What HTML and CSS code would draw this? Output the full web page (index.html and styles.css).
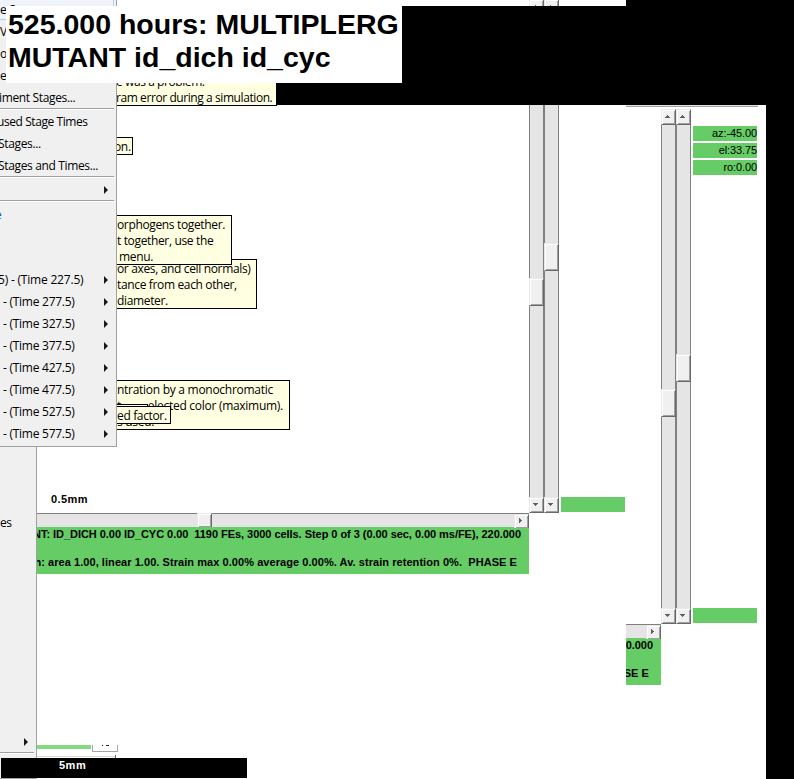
FILE: index.html
```html
<!DOCTYPE html>
<html lang="en">
<head>
<meta charset="utf-8">
<title>Growth viewer</title>
<link rel="stylesheet" href="styles.css">
</head>
<body>
<main class="desktop">
  <div class="shade shade-top"></div>
  <div class="shade shade-corner"></div>
  <div class="shade shade-side"></div>

  <div class="cut-buttons"><i class="btn up"></i><i class="btn up"></i></div>

  <section class="view view-back">
    <div class="canvas-col">
      <div class="canvas"><span class="scale">0.5mm</span></div>
      <div class="hbar"><i class="hthumb"></i><i class="btn right"></i></div>
      <div class="status">
        <p class="s1">NT: ID_DICH 0.00 ID_CYC 0.00&nbsp; 1190 FEs, 3000 cells. Step 0 of 3 (0.00 sec, 0.00 ms/FE), 220.000</p>
        <p class="s2">h: area 1.00, linear 1.00. Strain max 0.00% average 0.00%. Av. strain retention 0%.&nbsp; PHASE E</p>
      </div>
    </div>
    <div class="bars">
      <div class="vbar"><i class="thumb low"></i><i class="btn down"></i></div>
      <div class="vbar"><i class="thumb high"></i><i class="btn down"></i></div>
    </div>
    <div class="readouts"><span class="chip last"></span></div>
  </section>

  <section class="view view-front">
    <div class="canvas-col">
      <div class="canvas"></div>
      <div class="hbar"><i class="btn right"></i></div>
      <div class="status"><p class="s1">0.000</p><p class="s2">.SE E</p></div>
    </div>
    <div class="bars">
      <div class="vbar"><i class="btn up"></i><i class="thumb low"></i><i class="btn down"></i></div>
      <div class="vbar"><i class="btn up"></i><i class="thumb high"></i><i class="btn down"></i></div>
    </div>
    <div class="readouts">
      <span class="chip">az:-45.00</span><span class="chip">el:33.75</span><span class="chip">ro:0.00</span><span class="chip last"></span>
    </div>
  </section>
  <div class="frame-line"></div>

  <div class="tip tip-error"><p>e was a problem.</p><p>ram error during a simulation.</p></div>
  <div class="tip tip-on"><p>on.</p></div>
  <div class="tip tip-axes"><p>or axes, and cell normals)</p><p>tance from each other,</p><p>diameter.</p></div>
  <div class="tip tip-morph"><p>orphogens together.</p><p>t together, use the</p><p class="nudge">menu.</p></div>
  <div class="tip tip-color"><p>ntration by a monochromatic</p><p class="pair"><span>t</span><span>elected color (maximum).</span></p><p>s used.</p></div>
  <div class="tip tip-ghost"></div>
  <div class="tip tip-factor"><p>ed factor.</p></div>

  <nav class="menu menu-back">
    <span class="item es">es</span>
    <span class="item sub last-sub"></span>
    <hr>
  </nav>
  <nav class="menu menu-front">
    <span class="item hot">e S</span>
    <span class="item r1">V</span>
    <span class="item r2">o</span>
    <span class="item r3">e</span>
    <span class="item r4"><b>iment Stages...</b></span>
    <hr>
    <span class="item r5"><b>used Stage Times</b></span>
    <span class="item r6"><b>Stages...</b></span>
    <span class="item r7"><b>Stages and Times...</b></span>
    <hr>
    <span class="item sub"></span>
    <hr>
    <span class="item link">e</span>
    <span class="item gap"></span>
    <span class="item sub wide"><b>5) - (Time 227.5)</b></span>
    <span class="item sub"><b>- (Time 277.5)</b></span>
    <span class="item sub"><b>- (Time 327.5)</b></span>
    <span class="item sub"><b>- (Time 377.5)</b></span>
    <span class="item sub"><b>- (Time 427.5)</b></span>
    <span class="item sub"><b>- (Time 477.5)</b></span>
    <span class="item sub"><b>- (Time 527.5)</b></span>
    <span class="item sub"><b>- (Time 577.5)</b></span>
  </nav>

  <div class="strip"><i class="fill"></i><i class="box"></i></div>
  <div class="rule"></div>
  <div class="scalebar">5mm</div>
  <h1 class="title">525.000 hours: MULTIPLERG<br>MUTANT id_dich id_cyc</h1>
</main>
</body>
</html>
```
FILE: styles.css
```css
* { box-sizing: border-box; }
body, p, h1, hr { margin: 0; }
.desktop {
  position: relative;
  width: 794px;
  height: 779px;
  overflow: hidden;
  background: #fff;
  color: #000;
  font: 12px/16px "Open Sans", sans-serif;
}
b { font-weight: 400; }

.shade { position: absolute; background: #000; }
.shade-top { left: 0; top: 6px; width: 626px; height: 99px; }
.shade-corner { left: 626px; top: 0; width: 168px; height: 105px; }
.shade-side { left: 766px; top: 105px; width: 28px; height: 674px; }
.frame-line { position: absolute; left: 626px; top: 105px; width: 132px; height: 2px; background: #a0a0a0; border-top: 1px solid #e3e3e8; }

/* Scroll bars */
.btn, .thumb, .hthumb {
  display: block;
  flex: none;
  background: #f0f0f0;
  border: 1px solid;
  border-color: #e8e8e8 #696969 #696969 #e8e8e8;
  box-shadow: inset 1px 1px #fff, inset -1px -1px #a0a0a0;
}
.btn { width: 15px; height: 15px; position: relative; }
.btn::after {
  content: "";
  position: absolute;
  left: 3px;
  top: 5px;
  width: 5px;
  height: 3px;
  background: #606060;
}
.up::after { clip-path: polygon(2px 0, 3px 0, 3px 1px, 4px 1px, 4px 2px, 5px 2px, 5px 3px, 0 3px, 0 2px, 1px 2px, 1px 1px, 2px 1px); }
.down::after { clip-path: polygon(0 0, 5px 0, 5px 1px, 4px 1px, 4px 2px, 3px 2px, 3px 3px, 2px 3px, 2px 2px, 1px 2px, 1px 1px, 0 1px); }
.right::after { left: 4px; top: 3px; width: 3px; height: 5px; clip-path: polygon(0 0, 1px 0, 1px 1px, 2px 1px, 2px 2px, 3px 2px, 3px 3px, 2px 3px, 2px 4px, 1px 4px, 1px 5px, 0 5px); }
.cut-buttons { position: absolute; left: 529px; top: 0; width: 30px; height: 6px; display: flex; align-items: flex-end; overflow: hidden; }
.cut-buttons .btn { height: 15px; margin-bottom: -8px; }

.view { position: absolute; display: flex; }
.view-back { left: 37px; top: 105px; width: 589px; height: 469px; }
.view-front { left: 626px; top: 109px; width: 140px; height: 576px; }
.canvas-col { flex: none; display: flex; flex-direction: column; }
.view-back .canvas-col { width: 492px; }
.view-front .canvas-col { width: 35px; overflow: hidden; }
.canvas { flex: 1; display: flex; align-items: flex-end; }
.scale { margin: 0 0 6px 14px; font: bold 11px/16px "Liberation Sans", sans-serif; letter-spacing: 0.4px; }
.hbar { display: flex; height: 14px; background: #e5e5e5; border-top: 1px solid #808080; }
.hbar .btn { height: 14px; margin-left: auto; border-bottom: 0; }
.hthumb { width: 15px; height: 14px; margin: -1px 0 0 160px; border-bottom: 0; }
.status {
  height: 47px;
  background: #66cc66;
  font: bold 11px/14px "Liberation Sans", sans-serif;
  white-space: nowrap;
  overflow: hidden;
}
.status p { display: flex; justify-content: flex-end; }
.s1 { padding-right: 8px; letter-spacing: -0.045px; }
.s2 { padding-right: 12px; margin-top: 14px; letter-spacing: 0.06px; }

.bars { display: flex; flex: none; width: 30px; }
.view-back .bars { height: 408px; }
.view-front .bars { height: 515px; }
.vbar { width: 15px; display: flex; flex-direction: column; background: #e5e5e5; border: solid #808080; border-width: 0 1px; }
.vbar .btn, .vbar .thumb { width: 15px; margin-left: -1px; }
.vbar .down { margin-top: auto; height: 16px; }
.thumb { height: 28px; }
.view-back .low { margin-top: 173px; }
.view-back .high { margin-top: 138px; }
.view-front .up { height: 16px; }
.view-front .low { margin-top: 264px; }
.view-front .high { margin-top: 229px; }

.readouts { display: flex; flex-direction: column; gap: 2px; width: 64px; margin-left: 2px; }
.view-back .readouts { height: 407px; }
.view-front .readouts { height: 514px; padding-top: 17px; }
.chip { height: 15px; flex: none; background: #66cc66; text-align: right; font: 11px/15px "Liberation Sans", sans-serif; letter-spacing: -0.1px; }
.chip.last { margin-top: auto; }

/* Tooltips */
.tip {
  position: absolute;
  display: flex;
  flex-direction: column;
  background: #ffffe1;
  border: 1px solid #000;
  padding: 1px 0 0;
  white-space: pre;
  letter-spacing: -0.35px;
}
.tip-error { left: 60px; top: 56px; width: 217px; height: 50px; padding: 17px 0 0 55px; letter-spacing: -0.42px; }
.tip-on { left: 60px; top: 137px; width: 73px; height: 18px; padding-left: 53px; }
.tip-axes { left: 60px; top: 259px; width: 197px; height: 50px; padding-left: 56px; }
.tip-morph { left: 60px; top: 215px; width: 172px; height: 50px; padding-left: 56px; }
.nudge { padding-left: 2px; }
.tip-color { left: 60px; top: 380px; width: 230px; height: 50px; padding-left: 56px; letter-spacing: -0.28px; }
.pair { display: flex; justify-content: space-between; width: 166px; }
.tip-ghost { left: 60px; top: 404px; width: 88px; height: 18px; }
.tip-factor { left: 60px; top: 406px; width: 111px; height: 18px; padding-left: 56px; }

/* Menus */
.menu { position: absolute; left: 0; display: flex; flex-direction: column; background: #f0f0f0; border: solid #a0a0a0; border-width: 0 1px 1px 0; white-space: pre; overflow: hidden; letter-spacing: -0.35px; }
.menu-back { top: 440px; width: 37px; height: 339px; }
.menu-front { top: 0; width: 117px; height: 447px; }
.item { flex: none; height: 22px; line-height: 24px; display: flex; position: relative; }
.menu hr { flex: none; width: 114px; height: 2px; border: 0; background: #a0a0a0; border-bottom: 1px solid #fff; }
.menu-back hr { width: 34px; margin-top: -1px; }
.es { margin-top: 71px; letter-spacing: -0.6px; line-height: 23px; }
.last-sub { margin-top: 198px; }
.hot { height: 20px; width: 114px; line-height: 20px; background: #eff3fa; border: 1px solid #aecff7; border-width: 0 1px 1px 0; }
.r4 b { margin-left: -1px; }
.r5 b { margin-left: -3px; letter-spacing: -0.42px; }
.r6 b { margin-left: -2px; }
.r7 b { margin-left: -2px; }
.sub::after {
  content: "";
  position: absolute;
  right: 8px;
  top: 8px;
  border: 4px solid transparent;
  border-left-color: #1a1a1a;
  border-right: 0;
}
.last-sub::after { top: 7px; }
.link { color: #0066cc; margin: 1px 0 0 -5px; }
.gap { height: 43px; }
.sub b { margin-left: 3px; letter-spacing: -0.26px; }
.wide b { margin-left: -2px; letter-spacing: -0.2px; }

/* Clipped strip behind the scale bar */
.strip { position: absolute; left: 37px; top: 745px; display: flex; gap: 1px; }
.fill { width: 54px; height: 4px; background: #84d984; }
.box { width: 26px; height: 7px; border: solid #a6a6ad; border-width: 0 1px 1px; background: linear-gradient(#222, #222) 9px 0 / 1px 1px no-repeat, linear-gradient(#222, #222) 13px 0 / 3px 1px no-repeat; }
.rule { position: absolute; left: 37px; top: 755px; width: 79px; height: 3px; border-right: 1px solid #696969; background: linear-gradient(#ddd, #ddd) 0 1px / 100% 1px no-repeat; }
.scalebar { position: absolute; left: 1px; top: 758px; width: 246px; height: 20px; padding-left: 58px; background: #000; color: #fff; font: bold 11px/15px "Liberation Sans", sans-serif; letter-spacing: 0.5px; }
.title { position: absolute; left: 6px; top: 6px; width: 396px; height: 77px; padding: 2px 0 0 2px; background: #fff; font: bold 28.5px/33px "Liberation Sans", sans-serif; white-space: nowrap; }
```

WORK REQUIRED: Copy each line of the listing that holds the word "index".

CORRECT RESPONSE:
What HTML and CSS code would draw this? Output the full web page (index.html and styles.css).
FILE: index.html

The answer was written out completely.